====== RECORDS FOR THE EXERCISE

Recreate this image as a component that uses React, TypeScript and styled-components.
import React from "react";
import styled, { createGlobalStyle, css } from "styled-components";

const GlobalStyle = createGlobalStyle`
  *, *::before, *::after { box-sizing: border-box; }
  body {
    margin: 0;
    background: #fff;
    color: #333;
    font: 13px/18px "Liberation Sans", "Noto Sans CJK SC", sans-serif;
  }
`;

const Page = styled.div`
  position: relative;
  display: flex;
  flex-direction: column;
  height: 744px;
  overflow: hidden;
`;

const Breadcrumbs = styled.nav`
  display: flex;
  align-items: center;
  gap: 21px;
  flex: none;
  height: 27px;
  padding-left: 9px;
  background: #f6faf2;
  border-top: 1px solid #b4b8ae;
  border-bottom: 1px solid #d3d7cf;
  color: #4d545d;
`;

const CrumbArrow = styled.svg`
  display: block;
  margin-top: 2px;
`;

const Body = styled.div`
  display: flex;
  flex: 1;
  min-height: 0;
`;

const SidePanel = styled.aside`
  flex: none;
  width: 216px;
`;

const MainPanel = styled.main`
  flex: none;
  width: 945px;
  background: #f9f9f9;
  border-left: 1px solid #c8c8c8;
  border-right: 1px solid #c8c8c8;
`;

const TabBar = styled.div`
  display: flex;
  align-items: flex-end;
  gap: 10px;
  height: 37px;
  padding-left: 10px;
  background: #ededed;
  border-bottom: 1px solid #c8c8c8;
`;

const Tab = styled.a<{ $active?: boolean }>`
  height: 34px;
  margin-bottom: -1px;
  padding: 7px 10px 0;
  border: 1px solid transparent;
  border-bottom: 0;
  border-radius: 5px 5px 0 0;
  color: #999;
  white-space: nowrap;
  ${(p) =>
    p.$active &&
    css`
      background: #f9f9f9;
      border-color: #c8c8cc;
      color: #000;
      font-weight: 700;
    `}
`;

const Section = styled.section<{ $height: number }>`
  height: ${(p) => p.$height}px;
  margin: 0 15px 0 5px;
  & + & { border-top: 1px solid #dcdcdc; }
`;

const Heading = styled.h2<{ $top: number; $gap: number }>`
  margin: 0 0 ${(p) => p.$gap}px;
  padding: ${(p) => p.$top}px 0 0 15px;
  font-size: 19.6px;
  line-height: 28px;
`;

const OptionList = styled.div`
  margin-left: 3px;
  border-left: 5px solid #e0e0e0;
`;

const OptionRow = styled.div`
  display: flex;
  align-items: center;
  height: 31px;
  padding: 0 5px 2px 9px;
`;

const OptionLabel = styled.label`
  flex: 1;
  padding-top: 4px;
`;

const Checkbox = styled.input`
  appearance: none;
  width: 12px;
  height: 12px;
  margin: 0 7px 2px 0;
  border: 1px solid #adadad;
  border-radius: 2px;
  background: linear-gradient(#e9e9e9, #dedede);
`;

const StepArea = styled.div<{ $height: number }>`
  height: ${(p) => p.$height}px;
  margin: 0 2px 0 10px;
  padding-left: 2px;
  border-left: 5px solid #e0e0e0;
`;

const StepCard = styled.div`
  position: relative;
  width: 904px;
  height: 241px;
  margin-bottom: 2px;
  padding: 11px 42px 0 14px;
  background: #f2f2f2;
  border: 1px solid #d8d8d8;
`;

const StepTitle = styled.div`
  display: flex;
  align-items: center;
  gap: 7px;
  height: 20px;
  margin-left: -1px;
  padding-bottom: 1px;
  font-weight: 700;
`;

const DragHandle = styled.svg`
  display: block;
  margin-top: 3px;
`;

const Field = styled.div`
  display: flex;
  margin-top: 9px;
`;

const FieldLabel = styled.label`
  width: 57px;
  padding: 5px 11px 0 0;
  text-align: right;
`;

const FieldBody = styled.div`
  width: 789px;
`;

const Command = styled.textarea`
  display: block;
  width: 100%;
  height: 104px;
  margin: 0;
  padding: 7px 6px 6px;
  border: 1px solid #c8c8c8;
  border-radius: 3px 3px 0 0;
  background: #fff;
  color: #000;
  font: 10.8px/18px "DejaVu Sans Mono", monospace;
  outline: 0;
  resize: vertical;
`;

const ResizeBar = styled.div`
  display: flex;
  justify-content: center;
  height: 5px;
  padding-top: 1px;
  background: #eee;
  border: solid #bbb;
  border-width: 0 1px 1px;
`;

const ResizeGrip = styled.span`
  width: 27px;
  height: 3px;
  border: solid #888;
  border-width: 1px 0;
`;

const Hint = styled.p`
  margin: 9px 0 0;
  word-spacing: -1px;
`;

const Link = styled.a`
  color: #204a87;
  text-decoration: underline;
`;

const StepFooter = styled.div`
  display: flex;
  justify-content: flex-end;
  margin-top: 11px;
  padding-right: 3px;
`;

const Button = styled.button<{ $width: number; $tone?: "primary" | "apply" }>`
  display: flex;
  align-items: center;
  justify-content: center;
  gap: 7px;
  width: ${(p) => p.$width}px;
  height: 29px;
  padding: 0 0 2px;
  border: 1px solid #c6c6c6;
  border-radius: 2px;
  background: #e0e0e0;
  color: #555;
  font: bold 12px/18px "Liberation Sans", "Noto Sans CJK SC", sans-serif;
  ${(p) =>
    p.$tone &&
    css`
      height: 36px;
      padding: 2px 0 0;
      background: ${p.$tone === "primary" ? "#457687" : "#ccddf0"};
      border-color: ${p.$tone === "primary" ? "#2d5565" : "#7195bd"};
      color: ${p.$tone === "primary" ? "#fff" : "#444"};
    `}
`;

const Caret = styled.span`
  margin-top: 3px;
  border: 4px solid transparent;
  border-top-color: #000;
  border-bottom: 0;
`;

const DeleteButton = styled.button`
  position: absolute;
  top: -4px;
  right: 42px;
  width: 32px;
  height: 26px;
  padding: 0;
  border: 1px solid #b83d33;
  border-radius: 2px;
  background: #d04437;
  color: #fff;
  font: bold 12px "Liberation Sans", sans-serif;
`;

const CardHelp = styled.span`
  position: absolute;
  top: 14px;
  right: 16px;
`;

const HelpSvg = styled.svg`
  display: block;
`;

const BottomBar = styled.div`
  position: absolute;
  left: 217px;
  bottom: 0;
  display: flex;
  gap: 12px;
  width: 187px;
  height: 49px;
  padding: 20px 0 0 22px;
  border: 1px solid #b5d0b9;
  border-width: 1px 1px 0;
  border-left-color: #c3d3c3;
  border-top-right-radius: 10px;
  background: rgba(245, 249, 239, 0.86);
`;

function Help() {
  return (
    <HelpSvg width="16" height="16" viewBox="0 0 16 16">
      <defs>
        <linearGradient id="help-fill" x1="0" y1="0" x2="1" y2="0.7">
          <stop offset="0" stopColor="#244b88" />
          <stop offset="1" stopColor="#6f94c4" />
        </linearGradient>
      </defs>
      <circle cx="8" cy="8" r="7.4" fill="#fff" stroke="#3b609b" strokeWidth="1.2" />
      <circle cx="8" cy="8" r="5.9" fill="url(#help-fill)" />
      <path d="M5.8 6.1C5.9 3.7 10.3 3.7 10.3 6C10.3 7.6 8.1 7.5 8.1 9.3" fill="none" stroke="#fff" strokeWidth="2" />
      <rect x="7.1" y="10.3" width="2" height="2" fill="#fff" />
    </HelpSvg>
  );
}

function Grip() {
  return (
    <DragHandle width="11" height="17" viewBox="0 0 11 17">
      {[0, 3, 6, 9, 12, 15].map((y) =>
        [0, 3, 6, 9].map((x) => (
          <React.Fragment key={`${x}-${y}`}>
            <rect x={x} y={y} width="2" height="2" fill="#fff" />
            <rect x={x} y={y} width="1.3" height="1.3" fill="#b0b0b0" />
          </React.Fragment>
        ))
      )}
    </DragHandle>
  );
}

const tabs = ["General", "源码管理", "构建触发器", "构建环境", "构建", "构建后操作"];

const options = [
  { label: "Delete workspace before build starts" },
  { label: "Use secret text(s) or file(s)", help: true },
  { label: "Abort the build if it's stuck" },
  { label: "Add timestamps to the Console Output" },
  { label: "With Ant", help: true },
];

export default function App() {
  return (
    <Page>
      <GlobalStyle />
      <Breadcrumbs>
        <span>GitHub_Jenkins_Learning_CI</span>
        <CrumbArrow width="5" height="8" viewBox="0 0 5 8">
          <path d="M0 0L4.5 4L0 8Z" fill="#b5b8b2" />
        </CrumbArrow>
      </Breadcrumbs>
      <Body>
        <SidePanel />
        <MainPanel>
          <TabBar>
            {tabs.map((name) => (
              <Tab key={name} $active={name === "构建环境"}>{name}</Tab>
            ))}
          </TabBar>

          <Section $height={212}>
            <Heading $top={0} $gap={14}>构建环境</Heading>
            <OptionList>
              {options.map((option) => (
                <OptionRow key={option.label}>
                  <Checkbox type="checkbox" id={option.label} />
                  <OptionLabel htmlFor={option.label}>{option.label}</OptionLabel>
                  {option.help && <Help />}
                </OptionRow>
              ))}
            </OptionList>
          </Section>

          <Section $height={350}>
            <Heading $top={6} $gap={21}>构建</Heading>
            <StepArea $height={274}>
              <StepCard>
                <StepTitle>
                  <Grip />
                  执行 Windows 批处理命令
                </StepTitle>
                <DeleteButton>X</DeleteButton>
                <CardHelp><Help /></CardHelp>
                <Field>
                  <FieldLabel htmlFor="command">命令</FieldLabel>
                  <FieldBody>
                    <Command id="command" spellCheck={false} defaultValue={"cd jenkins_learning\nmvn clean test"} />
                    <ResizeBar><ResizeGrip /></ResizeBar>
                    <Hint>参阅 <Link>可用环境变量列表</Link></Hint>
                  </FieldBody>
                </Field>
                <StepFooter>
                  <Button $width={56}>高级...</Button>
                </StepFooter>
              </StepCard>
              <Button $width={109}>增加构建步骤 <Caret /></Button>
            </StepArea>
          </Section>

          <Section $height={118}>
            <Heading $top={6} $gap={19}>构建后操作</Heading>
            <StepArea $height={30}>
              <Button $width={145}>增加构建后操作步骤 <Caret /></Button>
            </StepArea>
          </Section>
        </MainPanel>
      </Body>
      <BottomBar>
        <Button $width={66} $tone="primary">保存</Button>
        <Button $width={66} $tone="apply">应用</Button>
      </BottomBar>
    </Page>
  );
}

============
====== RECORDS FOR THE EXERCISE

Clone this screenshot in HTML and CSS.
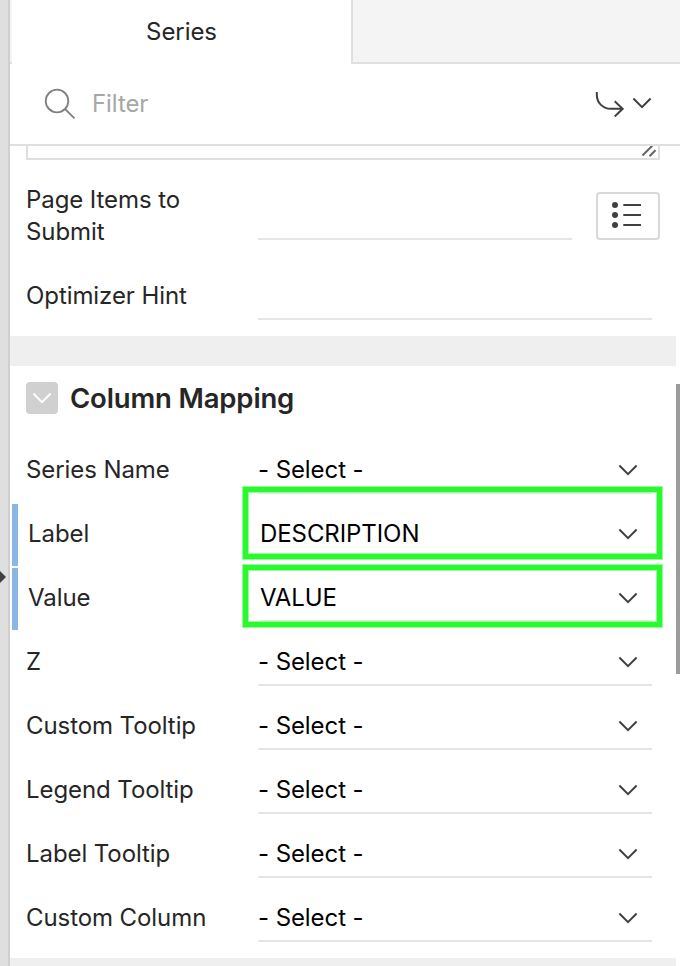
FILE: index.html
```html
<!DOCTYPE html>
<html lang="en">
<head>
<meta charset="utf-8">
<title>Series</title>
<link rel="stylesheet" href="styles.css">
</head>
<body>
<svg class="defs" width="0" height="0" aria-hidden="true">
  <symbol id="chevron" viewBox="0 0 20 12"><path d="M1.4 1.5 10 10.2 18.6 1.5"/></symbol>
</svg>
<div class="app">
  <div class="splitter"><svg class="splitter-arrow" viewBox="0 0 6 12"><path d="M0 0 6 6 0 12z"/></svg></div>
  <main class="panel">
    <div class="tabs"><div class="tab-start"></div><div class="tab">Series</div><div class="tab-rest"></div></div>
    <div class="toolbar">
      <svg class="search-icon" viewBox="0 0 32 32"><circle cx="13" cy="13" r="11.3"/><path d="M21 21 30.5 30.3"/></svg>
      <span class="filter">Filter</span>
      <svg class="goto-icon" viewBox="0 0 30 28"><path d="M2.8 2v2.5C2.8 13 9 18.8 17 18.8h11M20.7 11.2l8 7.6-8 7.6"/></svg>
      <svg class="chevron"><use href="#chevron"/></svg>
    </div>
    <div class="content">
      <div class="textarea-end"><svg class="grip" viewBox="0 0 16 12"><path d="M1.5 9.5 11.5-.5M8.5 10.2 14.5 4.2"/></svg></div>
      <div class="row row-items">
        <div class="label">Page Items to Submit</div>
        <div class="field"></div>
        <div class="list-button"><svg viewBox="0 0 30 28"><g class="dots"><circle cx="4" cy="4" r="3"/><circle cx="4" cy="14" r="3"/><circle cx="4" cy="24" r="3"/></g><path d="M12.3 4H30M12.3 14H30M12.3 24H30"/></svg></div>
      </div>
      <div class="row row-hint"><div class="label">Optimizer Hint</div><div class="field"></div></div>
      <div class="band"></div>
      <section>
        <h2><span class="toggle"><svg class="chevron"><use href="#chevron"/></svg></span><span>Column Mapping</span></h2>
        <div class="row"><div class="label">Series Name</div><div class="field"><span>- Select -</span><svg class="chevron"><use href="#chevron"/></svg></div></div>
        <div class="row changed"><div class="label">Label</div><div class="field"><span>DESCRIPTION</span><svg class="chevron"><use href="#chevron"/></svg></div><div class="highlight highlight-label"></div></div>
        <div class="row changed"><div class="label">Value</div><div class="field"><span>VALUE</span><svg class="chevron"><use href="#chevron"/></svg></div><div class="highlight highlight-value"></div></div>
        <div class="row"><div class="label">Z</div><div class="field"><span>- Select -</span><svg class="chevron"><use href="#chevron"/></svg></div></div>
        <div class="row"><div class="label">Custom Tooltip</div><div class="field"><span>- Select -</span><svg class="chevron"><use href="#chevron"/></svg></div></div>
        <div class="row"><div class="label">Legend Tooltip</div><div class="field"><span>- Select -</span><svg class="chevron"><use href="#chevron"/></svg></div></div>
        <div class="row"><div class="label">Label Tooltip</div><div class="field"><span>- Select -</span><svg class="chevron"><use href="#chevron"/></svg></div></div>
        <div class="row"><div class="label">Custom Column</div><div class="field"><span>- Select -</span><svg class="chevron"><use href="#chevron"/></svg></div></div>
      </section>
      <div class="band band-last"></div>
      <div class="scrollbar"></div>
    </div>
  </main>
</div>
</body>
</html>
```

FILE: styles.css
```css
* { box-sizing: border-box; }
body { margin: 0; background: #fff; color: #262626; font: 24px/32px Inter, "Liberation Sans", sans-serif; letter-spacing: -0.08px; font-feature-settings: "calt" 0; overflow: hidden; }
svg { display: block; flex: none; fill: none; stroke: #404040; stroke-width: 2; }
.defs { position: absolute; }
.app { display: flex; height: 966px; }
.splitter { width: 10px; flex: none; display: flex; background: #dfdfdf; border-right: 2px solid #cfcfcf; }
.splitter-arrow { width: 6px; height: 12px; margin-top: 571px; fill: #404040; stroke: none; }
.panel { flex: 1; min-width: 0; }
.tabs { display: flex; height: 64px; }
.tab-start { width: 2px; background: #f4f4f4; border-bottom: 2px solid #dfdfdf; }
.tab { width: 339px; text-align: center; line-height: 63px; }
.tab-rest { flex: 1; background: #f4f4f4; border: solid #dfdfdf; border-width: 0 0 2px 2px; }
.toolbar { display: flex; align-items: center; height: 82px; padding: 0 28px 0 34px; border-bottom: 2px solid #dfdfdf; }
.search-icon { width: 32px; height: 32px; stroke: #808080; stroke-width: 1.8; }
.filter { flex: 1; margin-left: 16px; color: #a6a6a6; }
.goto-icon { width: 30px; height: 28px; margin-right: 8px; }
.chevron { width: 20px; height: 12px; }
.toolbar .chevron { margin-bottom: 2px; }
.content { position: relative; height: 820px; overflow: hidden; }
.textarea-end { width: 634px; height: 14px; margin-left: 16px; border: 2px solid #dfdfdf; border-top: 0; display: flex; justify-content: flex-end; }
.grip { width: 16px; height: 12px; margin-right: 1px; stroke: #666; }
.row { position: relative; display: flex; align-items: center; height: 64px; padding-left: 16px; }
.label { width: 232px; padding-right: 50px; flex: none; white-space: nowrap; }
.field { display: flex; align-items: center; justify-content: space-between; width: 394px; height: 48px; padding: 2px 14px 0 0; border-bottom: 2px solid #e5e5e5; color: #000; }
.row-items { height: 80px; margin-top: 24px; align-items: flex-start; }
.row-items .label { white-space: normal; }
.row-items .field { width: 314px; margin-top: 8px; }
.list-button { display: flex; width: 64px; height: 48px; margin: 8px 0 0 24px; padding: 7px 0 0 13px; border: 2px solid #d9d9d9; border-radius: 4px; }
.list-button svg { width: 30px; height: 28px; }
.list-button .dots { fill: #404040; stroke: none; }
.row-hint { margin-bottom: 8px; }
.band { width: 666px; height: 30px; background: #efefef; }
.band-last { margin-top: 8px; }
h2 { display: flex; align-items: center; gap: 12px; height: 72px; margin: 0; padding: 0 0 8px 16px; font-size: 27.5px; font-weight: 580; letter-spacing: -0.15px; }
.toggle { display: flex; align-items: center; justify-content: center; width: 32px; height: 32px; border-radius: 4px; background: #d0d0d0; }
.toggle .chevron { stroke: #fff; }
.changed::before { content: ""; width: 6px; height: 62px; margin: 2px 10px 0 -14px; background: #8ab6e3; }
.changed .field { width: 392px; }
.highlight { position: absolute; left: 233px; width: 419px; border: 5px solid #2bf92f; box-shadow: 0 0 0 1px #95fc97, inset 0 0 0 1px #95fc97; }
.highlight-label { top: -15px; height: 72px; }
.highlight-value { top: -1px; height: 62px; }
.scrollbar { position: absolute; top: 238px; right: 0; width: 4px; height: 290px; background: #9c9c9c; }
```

============

WHAT IS ASKED: Looking at the listing above, count the lines that contain "this" and give nothing but the number.

RIGHT ANSWER: 2